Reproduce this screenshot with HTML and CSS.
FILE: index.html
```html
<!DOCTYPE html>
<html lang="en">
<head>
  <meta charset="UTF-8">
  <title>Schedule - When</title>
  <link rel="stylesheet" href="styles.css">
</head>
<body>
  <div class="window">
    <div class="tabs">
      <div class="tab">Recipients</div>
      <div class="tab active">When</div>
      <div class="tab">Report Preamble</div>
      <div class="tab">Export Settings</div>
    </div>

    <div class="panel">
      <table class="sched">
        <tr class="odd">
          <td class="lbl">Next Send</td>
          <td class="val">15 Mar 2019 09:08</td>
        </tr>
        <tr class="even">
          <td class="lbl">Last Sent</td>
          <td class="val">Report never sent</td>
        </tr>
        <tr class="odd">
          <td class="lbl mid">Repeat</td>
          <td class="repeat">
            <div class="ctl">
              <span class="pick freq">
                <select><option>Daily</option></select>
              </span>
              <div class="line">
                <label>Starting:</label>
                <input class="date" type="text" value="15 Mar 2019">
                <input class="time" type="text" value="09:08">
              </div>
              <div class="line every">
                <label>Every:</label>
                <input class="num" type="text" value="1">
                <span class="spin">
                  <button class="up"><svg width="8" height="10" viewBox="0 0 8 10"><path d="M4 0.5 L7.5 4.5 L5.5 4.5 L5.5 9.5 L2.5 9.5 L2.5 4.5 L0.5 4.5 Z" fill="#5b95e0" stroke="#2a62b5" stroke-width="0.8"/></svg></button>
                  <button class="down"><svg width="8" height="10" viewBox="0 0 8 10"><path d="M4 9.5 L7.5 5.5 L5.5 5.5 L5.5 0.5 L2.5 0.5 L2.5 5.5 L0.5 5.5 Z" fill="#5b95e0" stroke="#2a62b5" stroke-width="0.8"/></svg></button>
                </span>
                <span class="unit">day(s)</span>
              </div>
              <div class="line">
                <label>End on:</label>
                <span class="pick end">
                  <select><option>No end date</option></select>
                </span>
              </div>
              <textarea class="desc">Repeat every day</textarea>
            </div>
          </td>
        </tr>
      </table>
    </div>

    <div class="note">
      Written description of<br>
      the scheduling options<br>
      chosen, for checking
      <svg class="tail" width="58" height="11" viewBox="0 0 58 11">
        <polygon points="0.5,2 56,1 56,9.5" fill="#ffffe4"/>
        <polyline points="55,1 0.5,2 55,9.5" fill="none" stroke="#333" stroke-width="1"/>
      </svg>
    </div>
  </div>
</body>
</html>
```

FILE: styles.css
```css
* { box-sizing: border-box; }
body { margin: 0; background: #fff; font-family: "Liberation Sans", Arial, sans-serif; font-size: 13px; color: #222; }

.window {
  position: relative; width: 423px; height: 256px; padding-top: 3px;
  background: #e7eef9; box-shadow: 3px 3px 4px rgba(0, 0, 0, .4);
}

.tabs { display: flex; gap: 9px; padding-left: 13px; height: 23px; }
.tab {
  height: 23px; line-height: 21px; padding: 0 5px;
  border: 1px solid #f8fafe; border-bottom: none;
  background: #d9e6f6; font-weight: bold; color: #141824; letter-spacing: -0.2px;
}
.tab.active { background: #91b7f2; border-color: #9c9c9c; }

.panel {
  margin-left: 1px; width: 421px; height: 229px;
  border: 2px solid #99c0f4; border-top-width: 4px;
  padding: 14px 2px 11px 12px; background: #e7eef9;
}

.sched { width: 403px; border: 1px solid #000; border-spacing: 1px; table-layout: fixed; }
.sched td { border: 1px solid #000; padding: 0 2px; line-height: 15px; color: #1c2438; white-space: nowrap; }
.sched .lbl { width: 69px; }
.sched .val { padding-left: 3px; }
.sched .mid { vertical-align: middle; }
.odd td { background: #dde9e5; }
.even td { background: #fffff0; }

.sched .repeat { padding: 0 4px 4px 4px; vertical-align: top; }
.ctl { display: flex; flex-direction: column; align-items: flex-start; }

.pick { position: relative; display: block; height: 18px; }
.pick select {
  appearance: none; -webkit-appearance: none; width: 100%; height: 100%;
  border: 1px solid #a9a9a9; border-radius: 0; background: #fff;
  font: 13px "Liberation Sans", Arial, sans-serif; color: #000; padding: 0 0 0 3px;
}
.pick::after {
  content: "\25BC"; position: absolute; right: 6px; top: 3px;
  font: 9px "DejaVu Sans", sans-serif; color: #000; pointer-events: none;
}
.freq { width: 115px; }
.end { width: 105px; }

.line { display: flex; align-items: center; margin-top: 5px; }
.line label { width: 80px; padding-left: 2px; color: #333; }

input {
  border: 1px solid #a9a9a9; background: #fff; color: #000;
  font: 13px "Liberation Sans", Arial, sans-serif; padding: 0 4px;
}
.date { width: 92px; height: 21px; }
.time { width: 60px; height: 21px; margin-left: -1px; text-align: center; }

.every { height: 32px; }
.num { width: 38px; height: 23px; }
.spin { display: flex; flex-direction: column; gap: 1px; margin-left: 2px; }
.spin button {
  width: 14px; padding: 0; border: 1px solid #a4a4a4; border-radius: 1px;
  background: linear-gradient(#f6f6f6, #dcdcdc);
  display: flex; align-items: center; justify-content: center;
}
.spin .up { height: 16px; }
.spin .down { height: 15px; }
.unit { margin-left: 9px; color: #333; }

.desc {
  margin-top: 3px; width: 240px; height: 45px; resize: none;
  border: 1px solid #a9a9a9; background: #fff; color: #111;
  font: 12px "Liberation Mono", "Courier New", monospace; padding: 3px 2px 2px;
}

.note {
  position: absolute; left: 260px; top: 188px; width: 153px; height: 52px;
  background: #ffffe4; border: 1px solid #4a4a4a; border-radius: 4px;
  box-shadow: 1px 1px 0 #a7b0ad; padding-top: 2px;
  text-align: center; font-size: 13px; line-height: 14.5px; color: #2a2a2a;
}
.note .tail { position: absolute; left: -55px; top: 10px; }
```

::::

Exercise details: Extract the data exactly as given.

Solution:
Reproduce this screenshot with HTML and CSS.
FILE: index.html
```html
<!DOCTYPE html>
<html lang="en">
<head>
  <meta charset="UTF-8">
  <title>Schedule - When</title>
  <link rel="stylesheet" href="styles.css">
</head>
<body>
  <div class="window">
    <div class="tabs">
      <div class="tab">Recipients</div>
      <div class="tab active">When</div>
      <div class="tab">Report Preamble</div>
      <div class="tab">Export Settings</div>
    </div>

    <div class="panel">
      <table class="sched">
        <tr class="odd">
          <td class="lbl">Next Send</td>
          <td class="val">15 Mar 2019 09:08</td>
        </tr>
        <tr class="even">
          <td class="lbl">Last Sent</td>
          <td class="val">Report never sent</td>
        </tr>
        <tr class="odd">
          <td class="lbl mid">Repeat</td>
          <td class="repeat">
            <div class="ctl">
              <span class="pick freq">
                <select><option>Daily</option></select>
              </span>
              <div class="line">
                <label>Starting:</label>
                <input class="date" type="text" value="15 Mar 2019">
                <input class="time" type="text" value="09:08">
              </div>
              <div class="line every">
                <label>Every:</label>
                <input class="num" type="text" value="1">
                <span class="spin">
                  <button class="up"><svg width="8" height="10" viewBox="0 0 8 10"><path d="M4 0.5 L7.5 4.5 L5.5 4.5 L5.5 9.5 L2.5 9.5 L2.5 4.5 L0.5 4.5 Z" fill="#5b95e0" stroke="#2a62b5" stroke-width="0.8"/></svg></button>
                  <button class="down"><svg width="8" height="10" viewBox="0 0 8 10"><path d="M4 9.5 L7.5 5.5 L5.5 5.5 L5.5 0.5 L2.5 0.5 L2.5 5.5 L0.5 5.5 Z" fill="#5b95e0" stroke="#2a62b5" stroke-width="0.8"/></svg></button>
                </span>
                <span class="unit">day(s)</span>
              </div>
              <div class="line">
                <label>End on:</label>
                <span class="pick end">
                  <select><option>No end date</option></select>
                </span>
              </div>
              <textarea class="desc">Repeat every day</textarea>
            </div>
          </td>
        </tr>
      </table>
    </div>

    <div class="note">
      Written description of<br>
      the scheduling options<br>
      chosen, for checking
      <svg class="tail" width="58" height="11" viewBox="0 0 58 11">
        <polygon points="0.5,2 56,1 56,9.5" fill="#ffffe4"/>
        <polyline points="55,1 0.5,2 55,9.5" fill="none" stroke="#333" stroke-width="1"/>
      </svg>
    </div>
  </div>
</body>
</html>
```

FILE: styles.css
```css
* { box-sizing: border-box; }
body { margin: 0; background: #fff; font-family: "Liberation Sans", Arial, sans-serif; font-size: 13px; color: #222; }

.window {
  position: relative; width: 423px; height: 256px; padding-top: 3px;
  background: #e7eef9; box-shadow: 3px 3px 4px rgba(0, 0, 0, .4);
}

.tabs { display: flex; gap: 9px; padding-left: 13px; height: 23px; }
.tab {
  height: 23px; line-height: 21px; padding: 0 5px;
  border: 1px solid #f8fafe; border-bottom: none;
  background: #d9e6f6; font-weight: bold; color: #141824; letter-spacing: -0.2px;
}
.tab.active { background: #91b7f2; border-color: #9c9c9c; }

.panel {
  margin-left: 1px; width: 421px; height: 229px;
  border: 2px solid #99c0f4; border-top-width: 4px;
  padding: 14px 2px 11px 12px; background: #e7eef9;
}

.sched { width: 403px; border: 1px solid #000; border-spacing: 1px; table-layout: fixed; }
.sched td { border: 1px solid #000; padding: 0 2px; line-height: 15px; color: #1c2438; white-space: nowrap; }
.sched .lbl { width: 69px; }
.sched .val { padding-left: 3px; }
.sched .mid { vertical-align: middle; }
.odd td { background: #dde9e5; }
.even td { background: #fffff0; }

.sched .repeat { padding: 0 4px 4px 4px; vertical-align: top; }
.ctl { display: flex; flex-direction: column; align-items: flex-start; }

.pick { position: relative; display: block; height: 18px; }
.pick select {
  appearance: none; -webkit-appearance: none; width: 100%; height: 100%;
  border: 1px solid #a9a9a9; border-radius: 0; background: #fff;
  font: 13px "Liberation Sans", Arial, sans-serif; color: #000; padding: 0 0 0 3px;
}
.pick::after {
  content: "\25BC"; position: absolute; right: 6px; top: 3px;
  font: 9px "DejaVu Sans", sans-serif; color: #000; pointer-events: none;
}
.freq { width: 115px; }
.end { width: 105px; }

.line { display: flex; align-items: center; margin-top: 5px; }
.line label { width: 80px; padding-left: 2px; color: #333; }

input {
  border: 1px solid #a9a9a9; background: #fff; color: #000;
  font: 13px "Liberation Sans", Arial, sans-serif; padding: 0 4px;
}
.date { width: 92px; height: 21px; }
.time { width: 60px; height: 21px; margin-left: -1px; text-align: center; }

.every { height: 32px; }
.num { width: 38px; height: 23px; }
.spin { display: flex; flex-direction: column; gap: 1px; margin-left: 2px; }
.spin button {
  width: 14px; padding: 0; border: 1px solid #a4a4a4; border-radius: 1px;
  background: linear-gradient(#f6f6f6, #dcdcdc);
  display: flex; align-items: center; justify-content: center;
}
.spin .up { height: 16px; }
.spin .down { height: 15px; }
.unit { margin-left: 9px; color: #333; }

.desc {
  margin-top: 3px; width: 240px; height: 45px; resize: none;
  border: 1px solid #a9a9a9; background: #fff; color: #111;
  font: 12px "Liberation Mono", "Courier New", monospace; padding: 3px 2px 2px;
}

.note {
  position: absolute; left: 260px; top: 188px; width: 153px; height: 52px;
  background: #ffffe4; border: 1px solid #4a4a4a; border-radius: 4px;
  box-shadow: 1px 1px 0 #a7b0ad; padding-top: 2px;
  text-align: center; font-size: 13px; line-height: 14.5px; color: #2a2a2a;
}
.note .tail { position: absolute; left: -55px; top: 10px; }
```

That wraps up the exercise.